§ **PROBLEM REQUIREMENTS**
Select every line below containing the word "page".

>>>

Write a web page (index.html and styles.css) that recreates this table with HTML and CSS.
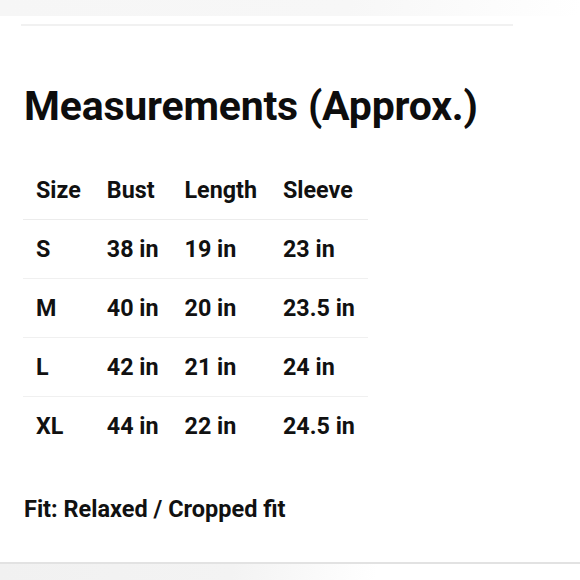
FILE: index.html
```html
<!DOCTYPE html>
<html>
<head>
<meta charset="utf-8">
<link rel="stylesheet" href="styles.css">
</head>
<body>
<div class="band band-top"></div>
<main class="card">
  <div class="rule"></div>
  <h1 class="title">Measurements (Approx.)</h1>
  <table class="sizes">
    <thead>
      <tr><th>Size</th><th>Bust</th><th>Length</th><th>Sleeve</th></tr>
    </thead>
    <tbody>
      <tr><td>S</td><td>38 in</td><td>19 in</td><td>23 in</td></tr>
      <tr><td>M</td><td>40 in</td><td>20 in</td><td>23.5 in</td></tr>
      <tr><td>L</td><td>42 in</td><td>21 in</td><td>24 in</td></tr>
      <tr><td>XL</td><td>44 in</td><td>22 in</td><td>24.5 in</td></tr>
    </tbody>
  </table>
  <p class="fit"><span class="fit-label">Fit:</span> <strong>Relaxed / Cropped fit</strong></p>
</main>
<div class="band band-bottom"></div>
</body>
</html>
```
FILE: styles.css
```css
html, body {
  margin: 0;
  padding: 0;
  background: #fff;
}
body {
  width: 580px;
  height: 580px;
  overflow: hidden;
  font-family: Roboto, "Liberation Sans", sans-serif;
  color: #111;
  display: flex;
  flex-direction: column;
}
.band {
  height: 16px;
  flex: none;
}
.band-top {
  background: linear-gradient(100deg, #f6f6f6 0%, #f7f7f7 60%, #fdfdfd 90%, #fff 100%);
}
.band-bottom {
  border-top: 2px solid #e2e2e2;
  background: linear-gradient(100deg, #f1f1f1 0%, #f3f3f3 40%, #fff 65%);
}
.card {
  flex: 1;
  padding: 8px 67px 0 21px;
  display: flex;
  flex-direction: column;
}
.rule {
  height: 2px;
  background: #f1f1f1;
}
.title {
  margin: 56px 0 0 3px;
  font-size: 41px;
  font-weight: 700;
  line-height: 48px;
  letter-spacing: -0.2px;
  color: #0d0d0d;
}
.sizes {
  margin: 31px 0 0 2px;
  border-collapse: collapse;
  font-size: 23.3px;
  align-self: flex-start;
}
.sizes th,
.sizes td {
  padding: 0 13px;
  height: 58px;
  text-align: left;
  white-space: nowrap;
}
.sizes th {
  font-weight: 700;
  border-bottom: 1px solid #ececec;
}
.sizes td {
  font-weight: 700;
}
.sizes tbody tr:not(:last-child) td {
  border-bottom: 1px solid #f0f0f0;
}
.fit {
  margin: 41px 0 0 3px;
  font-size: 23.5px;
  line-height: 26px;
}
.fit-label {
  font-weight: 700;
}
.fit strong {
  font-weight: 700;
}
```
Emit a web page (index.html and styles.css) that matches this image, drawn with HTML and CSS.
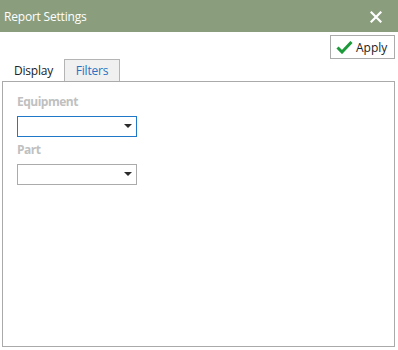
FILE: index.html
```html
<!DOCTYPE html>
<html>
<head>
<meta charset="utf-8">
<link rel="stylesheet" href="styles.css">
</head>
<body>
<div class="window">
  <div class="titlebar">
    <span class="title">Report Settings</span>
    <svg class="close" width="12" height="12" viewBox="0 0 12 12"><path d="M1.5 1.5 L10.5 10.5 M10.5 1.5 L1.5 10.5" stroke="#fff" stroke-width="2.2" stroke-linecap="square"/></svg>
  </div>
  <div class="toolbar">
    <button class="apply">
      <svg width="17" height="14" viewBox="0 0 17 14"><path d="M1.5 7.5 L6 12 L15.5 2" fill="none" stroke="#1c9a3a" stroke-width="3"/></svg>
      <span>Apply</span>
    </button>
  </div>
  <div class="tabs">
    <div class="tab first">Display</div>
    <div class="tab active">Filters</div>
  </div>
  <div class="panel">
    <div class="field">
      <div class="label">Equipment</div>
      <div class="select focused"><span class="arrow"></span></div>
    </div>
    <div class="field">
      <div class="label">Part</div>
      <div class="select"><span class="arrow"></span></div>
    </div>
  </div>
</div>
</body>
</html>
```
FILE: styles.css
```css
html, body {
  margin: 0;
  padding: 0;
  background: #fff;
}
body {
  font-family: "Open Sans", "Noto Sans", sans-serif;
  font-size: 12px;
  color: #222;
}
.window {
  width: 398px;
  height: 350px;
  display: flex;
  flex-direction: column;
}
.titlebar {
  height: 32px;
  background: #8a9e7e;
  display: flex;
  align-items: center;
  justify-content: space-between;
  padding: 0 16px 0 4px;
  color: #fff;
  box-sizing: border-box;
}
.title {
  font-size: 12px;
  letter-spacing: -0.2px;
}
.close {
  display: block;
  margin-top: 1px;
}
.toolbar {
  display: flex;
  justify-content: flex-end;
  padding: 3px 3px 0 0;
}
.apply {
  width: 65px;
  height: 24px;
  border: 1px solid #ababab;
  background: #fff;
  display: flex;
  align-items: center;
  gap: 3px;
  padding: 0 0 0 5px;
  font-family: inherit;
  font-size: 12px;
  color: #222;
  box-sizing: border-box;
}
.apply svg { display: block; }
.tabs {
  display: flex;
  padding-left: 4px;
  height: 22px;
}
.tab {
  line-height: 21px;
  color: #222;
  border: 1px solid transparent;
  border-bottom: none;
  box-sizing: border-box;
  letter-spacing: -0.2px;
}
.tab.first {
  width: 60px;
  padding-left: 9px;
}
.tab.active {
  width: 56px;
  text-align: center;
  background: #f0f0f0;
  border-color: #b4b4b4;
  color: #2a72c4;
}
.panel {
  margin: 0 3px 0 2px;
  height: 266px;
  border: 1px solid #aaaaaa;
  box-sizing: border-box;
  padding: 11px 0 0 14px;
}
.field {
  margin-bottom: 4px;
}
.label {
  font-weight: 700;
  color: #c0c0c0;
  font-size: 12px;
  line-height: 18px;
  letter-spacing: -0.5px;
  margin-bottom: 5px;
}
.select {
  width: 120px;
  height: 21px;
  border: 1px solid #ababab;
  box-sizing: border-box;
  position: relative;
  background: #fff;
}
.select.focused {
  border-color: #1f78c8;
}
.arrow {
  position: absolute;
  right: 4px;
  top: 7px;
  width: 0;
  height: 0;
  border-left: 4px solid transparent;
  border-right: 4px solid transparent;
  border-top: 4px solid #2b2b2b;
}
```
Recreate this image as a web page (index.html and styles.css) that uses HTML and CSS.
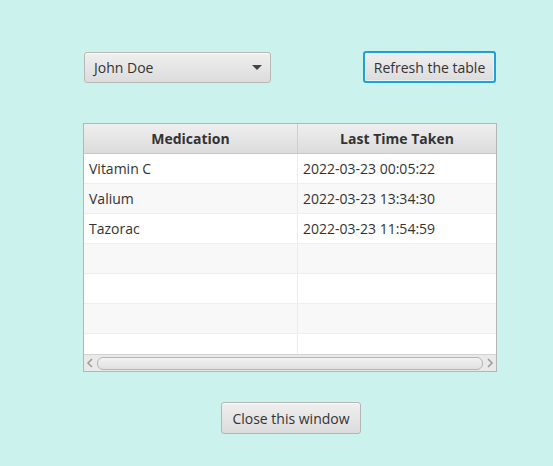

<<<

§ **EXERCISE OUTPUT**
Write a web page (index.html and styles.css) that recreates this table with HTML and CSS.
Emit a web page (index.html and styles.css) that matches this image, drawn with HTML and CSS.
Recreate this image as a web page (index.html and styles.css) that uses HTML and CSS.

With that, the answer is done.